Financial news seems to be the hottest development on cable TV. Trading and interest in the activities of the stock markets are higher as millions of Americans with mutual funds follow the ups and downs of their holdings.

Still, one should not exaggerate CNBC's draw. During the typical day CNBC's business shows are watched by 300,000 viewers at most. Maybe Turner is blinded by the ratings increases of his own "Moneyline with Lou Dobbs," which has experienced a surge this year – because it frequently follows CNN's blanket coverage of the O.J. Simpson trial.

Just six months ago CNN and NBC held serious merger talks, but broke off this January and Turner declared war.

In response, Roger Ailes, CNBC's president and a former Reagan campaign adviser, has vowed that once CNN Financial Network is up and running he will launch a counterattack using what he knows best – spot advertising. One rumored spot would take place in a ýursing home, as octogenarians in wheelchairs stare at CNN's "Moneyline with Lou Dobbs." Ailes thus would not so subtly underline what the advertising community already knows – two-fifths of CNN's audience is over the age of official retirement. On the other hand, 18-34 year olds, the age group most valued by advertisers, constitute but an eighth of CNN's audience.

NBC has not left Ailes to joust with Turner alone. As part of the failed merger talks, NBC News President Andrew Lack was able to take a close inside look at CNN's balance sheets. He liked what he saw and has decided (with GE's backing) to retaliate by creating a competitor to all-news CNN to take a serious shot at knocking off cable TV's most prestigious news service.

In the long run, the question is: Can the economics of cable TV accommodate two business and two general news networks? Cable operators want to add only those channels that seem to make the most profits. They do this by filling new niches, not by replicating old ones.

So far movies and sports seem to provide the only genre of cable TV programming in which two or more like-minded services can survive in the long run.

The other question is: How long can Turner and GE hold out? Turner has promised to hire 40 more staffers, spend millions on promotion and initially discount what he charges cable operators so they will try his unproven service. Even Turner's own people concede that making a go of the CNN Financial Network would require five years and $50 to $75 million in losses.

In contrast, GE has pockets deeper than any player in the media world. More important for GE is the fact that the long run profitability of CNN has depended on special events. In 1995 CNN looks hot, with ratings spiked up by the O.J. Simpson trial.

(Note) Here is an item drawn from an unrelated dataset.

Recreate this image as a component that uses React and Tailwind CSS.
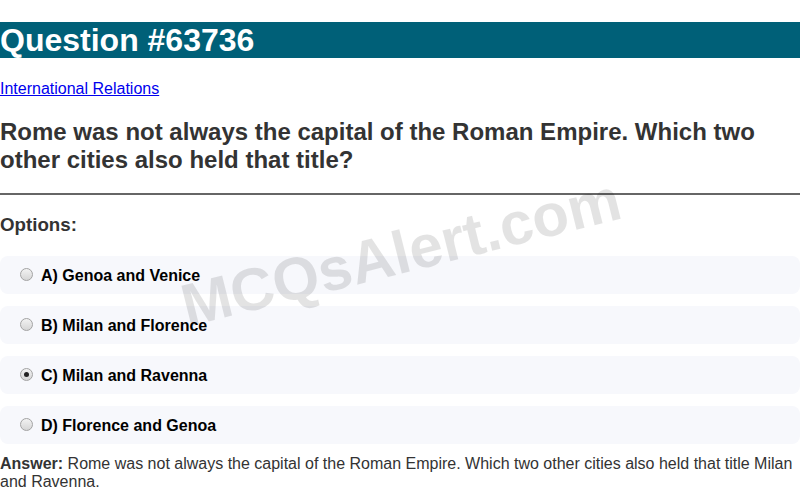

Projections for 1995 revenues, including subscriber fees from cable systems as well as advertising dollars, are expected to climb to $750 million, a double-digit increase over 1994.

But before O.J., CNN's ratings were down 25 percent from 1993, a year with no Persian Gulf War, no presidential election, no "trial of the century." This would not foreshadow GE's CNN clone becoming, in the long run, a money-making machine.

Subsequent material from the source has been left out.